Un gruppo internazionale di astronomi guidato da Cécile Favre dell’Istituto nazionale di astrofisica (Inaf) ha individuato per la prima volta, grazie alle osservazioni di Alma (Atacama Large Millimeter Array), la presenza di acido formico – formula chimica: HCOOH – nel disco protoplanetario che circonda una stella simile al Sole: Tw Hydrae, a 190 anni luce da noi. L’acido formico, il cui nome deriva dalla sua abbondante presenza nelle formiche terrestri, è l’acido più semplice esistente.
«L’acido formico contiene un gruppo carbossilico (-COOH), che costituisce la base per la sintesi di carbossilici più complessi e aminoacidi, che possono essere considerati i “mattoni della vita“ sulla Terra», spiega Favre, prima autrice dell’articolo che descrive la scoperta, pubblicato oggi sulla rivista The Astrophysical Journal Letters.

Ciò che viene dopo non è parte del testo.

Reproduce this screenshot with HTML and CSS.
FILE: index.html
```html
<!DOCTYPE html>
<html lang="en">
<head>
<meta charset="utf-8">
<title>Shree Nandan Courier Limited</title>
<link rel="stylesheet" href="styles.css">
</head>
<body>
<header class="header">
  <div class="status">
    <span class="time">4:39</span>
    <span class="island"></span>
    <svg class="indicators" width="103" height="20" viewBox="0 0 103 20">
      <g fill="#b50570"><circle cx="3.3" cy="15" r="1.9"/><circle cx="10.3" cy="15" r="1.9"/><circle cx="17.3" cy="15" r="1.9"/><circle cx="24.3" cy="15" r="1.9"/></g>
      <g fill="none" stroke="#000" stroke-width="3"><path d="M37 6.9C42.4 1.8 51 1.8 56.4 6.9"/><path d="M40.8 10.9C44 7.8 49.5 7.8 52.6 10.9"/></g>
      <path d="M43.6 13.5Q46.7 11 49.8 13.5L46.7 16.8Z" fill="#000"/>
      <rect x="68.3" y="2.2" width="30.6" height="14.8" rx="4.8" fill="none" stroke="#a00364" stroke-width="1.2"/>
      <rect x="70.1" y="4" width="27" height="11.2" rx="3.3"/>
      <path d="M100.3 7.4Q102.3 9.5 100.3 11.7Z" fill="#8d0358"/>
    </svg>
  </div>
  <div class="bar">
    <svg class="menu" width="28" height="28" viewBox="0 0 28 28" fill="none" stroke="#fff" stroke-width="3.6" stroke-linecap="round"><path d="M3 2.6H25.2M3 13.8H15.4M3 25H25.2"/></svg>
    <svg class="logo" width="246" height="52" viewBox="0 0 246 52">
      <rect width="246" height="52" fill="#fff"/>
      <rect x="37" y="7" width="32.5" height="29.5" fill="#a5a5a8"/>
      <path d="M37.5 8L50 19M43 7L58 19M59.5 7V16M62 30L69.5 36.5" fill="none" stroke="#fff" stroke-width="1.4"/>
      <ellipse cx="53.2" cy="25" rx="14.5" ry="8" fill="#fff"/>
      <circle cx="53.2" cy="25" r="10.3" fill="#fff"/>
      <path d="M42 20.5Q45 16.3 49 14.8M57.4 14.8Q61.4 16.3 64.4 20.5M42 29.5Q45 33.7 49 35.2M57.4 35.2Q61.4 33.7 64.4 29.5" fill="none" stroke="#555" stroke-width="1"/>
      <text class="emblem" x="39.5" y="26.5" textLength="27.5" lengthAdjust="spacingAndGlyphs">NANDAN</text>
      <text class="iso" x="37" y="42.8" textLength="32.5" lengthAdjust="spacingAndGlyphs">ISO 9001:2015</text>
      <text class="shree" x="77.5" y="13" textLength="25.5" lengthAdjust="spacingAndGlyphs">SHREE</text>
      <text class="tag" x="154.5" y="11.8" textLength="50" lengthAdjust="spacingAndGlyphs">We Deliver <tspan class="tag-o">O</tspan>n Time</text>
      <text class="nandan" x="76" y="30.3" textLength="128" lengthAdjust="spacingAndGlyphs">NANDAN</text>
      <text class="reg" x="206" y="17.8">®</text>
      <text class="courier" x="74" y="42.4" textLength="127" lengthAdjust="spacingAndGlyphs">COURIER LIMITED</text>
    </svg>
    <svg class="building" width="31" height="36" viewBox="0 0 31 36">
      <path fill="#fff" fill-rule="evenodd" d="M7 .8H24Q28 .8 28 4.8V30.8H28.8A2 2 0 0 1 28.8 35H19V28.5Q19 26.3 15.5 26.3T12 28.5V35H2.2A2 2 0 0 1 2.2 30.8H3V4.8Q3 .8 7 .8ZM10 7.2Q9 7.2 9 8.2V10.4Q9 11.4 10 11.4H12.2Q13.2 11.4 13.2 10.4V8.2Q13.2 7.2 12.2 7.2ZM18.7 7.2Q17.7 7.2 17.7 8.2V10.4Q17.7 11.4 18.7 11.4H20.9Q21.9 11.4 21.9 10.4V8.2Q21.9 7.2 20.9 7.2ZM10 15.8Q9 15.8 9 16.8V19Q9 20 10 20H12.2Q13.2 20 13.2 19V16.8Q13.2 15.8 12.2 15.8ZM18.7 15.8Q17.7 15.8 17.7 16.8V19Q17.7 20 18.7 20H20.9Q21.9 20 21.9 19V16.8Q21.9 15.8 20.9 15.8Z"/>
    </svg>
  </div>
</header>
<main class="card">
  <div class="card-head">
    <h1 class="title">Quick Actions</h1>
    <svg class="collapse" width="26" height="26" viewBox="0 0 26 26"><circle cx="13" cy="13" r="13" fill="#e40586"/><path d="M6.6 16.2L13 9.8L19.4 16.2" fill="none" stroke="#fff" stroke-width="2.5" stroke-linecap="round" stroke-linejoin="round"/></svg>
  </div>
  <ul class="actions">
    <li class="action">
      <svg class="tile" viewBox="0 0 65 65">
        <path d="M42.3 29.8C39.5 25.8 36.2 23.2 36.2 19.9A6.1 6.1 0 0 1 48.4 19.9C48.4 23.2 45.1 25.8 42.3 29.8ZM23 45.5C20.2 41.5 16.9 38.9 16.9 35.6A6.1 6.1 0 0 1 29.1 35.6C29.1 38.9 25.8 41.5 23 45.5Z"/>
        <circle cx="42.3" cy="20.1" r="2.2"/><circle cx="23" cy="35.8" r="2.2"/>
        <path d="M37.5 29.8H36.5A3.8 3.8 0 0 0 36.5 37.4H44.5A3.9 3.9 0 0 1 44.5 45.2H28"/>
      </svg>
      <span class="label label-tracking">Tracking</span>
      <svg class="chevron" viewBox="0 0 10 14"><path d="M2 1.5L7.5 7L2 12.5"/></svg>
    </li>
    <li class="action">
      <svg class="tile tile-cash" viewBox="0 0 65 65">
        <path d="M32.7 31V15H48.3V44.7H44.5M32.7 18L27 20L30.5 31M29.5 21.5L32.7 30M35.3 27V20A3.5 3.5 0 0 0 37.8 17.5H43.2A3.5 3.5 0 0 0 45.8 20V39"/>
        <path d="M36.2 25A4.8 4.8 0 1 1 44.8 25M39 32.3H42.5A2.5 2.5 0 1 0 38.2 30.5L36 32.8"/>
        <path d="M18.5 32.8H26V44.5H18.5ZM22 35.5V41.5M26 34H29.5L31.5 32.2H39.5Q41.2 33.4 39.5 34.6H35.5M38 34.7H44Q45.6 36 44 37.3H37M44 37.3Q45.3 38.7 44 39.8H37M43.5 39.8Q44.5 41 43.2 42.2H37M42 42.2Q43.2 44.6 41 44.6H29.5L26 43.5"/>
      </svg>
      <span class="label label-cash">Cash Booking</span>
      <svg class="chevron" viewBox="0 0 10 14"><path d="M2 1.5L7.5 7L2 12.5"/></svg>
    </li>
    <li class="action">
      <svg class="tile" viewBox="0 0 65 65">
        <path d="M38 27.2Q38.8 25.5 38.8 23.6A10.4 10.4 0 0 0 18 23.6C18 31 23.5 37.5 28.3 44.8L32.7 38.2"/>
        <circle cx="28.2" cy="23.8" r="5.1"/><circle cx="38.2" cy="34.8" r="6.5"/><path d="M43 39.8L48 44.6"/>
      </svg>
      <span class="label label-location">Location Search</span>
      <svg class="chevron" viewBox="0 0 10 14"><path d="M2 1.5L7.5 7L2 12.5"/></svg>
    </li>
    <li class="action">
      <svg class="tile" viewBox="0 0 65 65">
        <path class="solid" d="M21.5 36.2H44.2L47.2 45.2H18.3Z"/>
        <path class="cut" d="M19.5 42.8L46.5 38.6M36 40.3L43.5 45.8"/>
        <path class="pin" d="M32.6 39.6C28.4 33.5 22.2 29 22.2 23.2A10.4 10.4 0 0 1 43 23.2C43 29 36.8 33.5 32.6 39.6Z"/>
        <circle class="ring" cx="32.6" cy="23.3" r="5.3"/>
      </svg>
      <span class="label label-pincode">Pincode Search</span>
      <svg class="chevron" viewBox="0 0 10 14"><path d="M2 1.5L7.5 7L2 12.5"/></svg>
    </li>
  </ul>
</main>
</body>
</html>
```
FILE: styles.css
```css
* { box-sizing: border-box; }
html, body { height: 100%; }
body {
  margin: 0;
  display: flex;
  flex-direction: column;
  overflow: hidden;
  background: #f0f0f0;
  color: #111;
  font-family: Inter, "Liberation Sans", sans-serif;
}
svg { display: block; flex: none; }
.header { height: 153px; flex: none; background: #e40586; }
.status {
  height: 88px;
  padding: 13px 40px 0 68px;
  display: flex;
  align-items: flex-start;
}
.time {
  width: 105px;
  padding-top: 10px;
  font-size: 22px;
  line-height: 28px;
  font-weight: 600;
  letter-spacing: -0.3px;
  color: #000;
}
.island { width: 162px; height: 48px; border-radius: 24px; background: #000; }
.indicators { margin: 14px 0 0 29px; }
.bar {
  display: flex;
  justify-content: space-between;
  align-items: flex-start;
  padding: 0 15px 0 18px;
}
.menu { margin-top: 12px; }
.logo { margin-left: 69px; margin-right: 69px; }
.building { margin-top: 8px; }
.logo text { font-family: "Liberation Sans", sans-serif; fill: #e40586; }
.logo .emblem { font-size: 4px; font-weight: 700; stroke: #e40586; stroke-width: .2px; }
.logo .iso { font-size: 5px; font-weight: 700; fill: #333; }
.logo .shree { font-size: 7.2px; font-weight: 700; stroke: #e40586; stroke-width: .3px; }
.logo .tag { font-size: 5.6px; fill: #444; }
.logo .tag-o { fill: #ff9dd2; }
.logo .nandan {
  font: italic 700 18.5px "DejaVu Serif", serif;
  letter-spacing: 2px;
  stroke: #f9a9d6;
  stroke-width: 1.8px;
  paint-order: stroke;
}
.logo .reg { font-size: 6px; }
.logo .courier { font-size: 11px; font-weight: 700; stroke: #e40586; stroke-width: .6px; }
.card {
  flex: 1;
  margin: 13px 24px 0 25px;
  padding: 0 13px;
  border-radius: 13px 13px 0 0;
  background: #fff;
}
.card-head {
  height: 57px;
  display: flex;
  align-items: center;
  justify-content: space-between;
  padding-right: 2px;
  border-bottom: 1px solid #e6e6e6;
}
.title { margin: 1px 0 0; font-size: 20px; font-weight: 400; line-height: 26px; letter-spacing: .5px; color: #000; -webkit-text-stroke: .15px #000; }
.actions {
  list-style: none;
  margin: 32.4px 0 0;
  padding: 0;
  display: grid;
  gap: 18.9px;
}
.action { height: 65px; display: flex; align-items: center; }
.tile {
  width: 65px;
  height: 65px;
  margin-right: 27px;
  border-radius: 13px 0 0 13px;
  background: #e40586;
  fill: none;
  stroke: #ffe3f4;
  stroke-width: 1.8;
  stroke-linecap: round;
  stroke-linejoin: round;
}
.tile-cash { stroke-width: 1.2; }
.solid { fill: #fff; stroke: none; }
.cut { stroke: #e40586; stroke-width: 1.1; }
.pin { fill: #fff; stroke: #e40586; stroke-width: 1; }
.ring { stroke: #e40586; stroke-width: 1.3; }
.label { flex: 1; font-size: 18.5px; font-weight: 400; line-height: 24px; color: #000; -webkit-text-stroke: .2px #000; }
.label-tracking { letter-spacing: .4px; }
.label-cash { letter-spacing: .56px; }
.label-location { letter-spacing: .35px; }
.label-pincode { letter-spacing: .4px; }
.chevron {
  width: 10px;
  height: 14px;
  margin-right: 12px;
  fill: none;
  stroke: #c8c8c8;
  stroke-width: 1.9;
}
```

Più precisamente, questa specie chimica è coinvolta nel processo chimico che porta alla formazione della glicina, il più semplice aminoacido, e la base di molte proteine.
La formazione dei pianeti e l’origine della vita sono tra le domande più intriganti che gli uomini si pongono. Al momento, si ritiene che la fase cruciale della formazione planetaria avvenga all’interno dei cosiddetti dischi protoplanetari, in analogia a quanto sarebbe accaduto per il nostro Sistema solare. Di fatto, la composizione chimica di questi dischi influisce sulle proprietà dei pianeti in formazione, sulle loro atmosfere primitive e sulla composizione di comete ed asteroidi. E proprio il bombardamento sulla Terra primitiva di comete e gli asteroidi, potrebbe aver reso possibile l’insorgere della vita sul nostro pianeta, poiché questi corpi celesti erano ricchi di molecole prebiotiche probabilmente già presenti nel disco protoplanetario del Sole.
La scoperta di tracce di acido formico attorno alla stella di tipo solare TW Hydrae dimostra che un ingrediente cruciale per tutti gli organismi viventi sulla Terra si trova in un disco protoplanetario analogo alla nebulosa da cui si è formato il Sistema solare. «In altre parole, studiando oggetti simili al progenitore del Sistema solare, possiamo dedurre importanti informazioni su quando è avvenuto lo sbocciare delle specie prebiotiche», conclude Claudio Codella, co-autore dello studio e collega di Favre presso l’Inaf di Arcetri.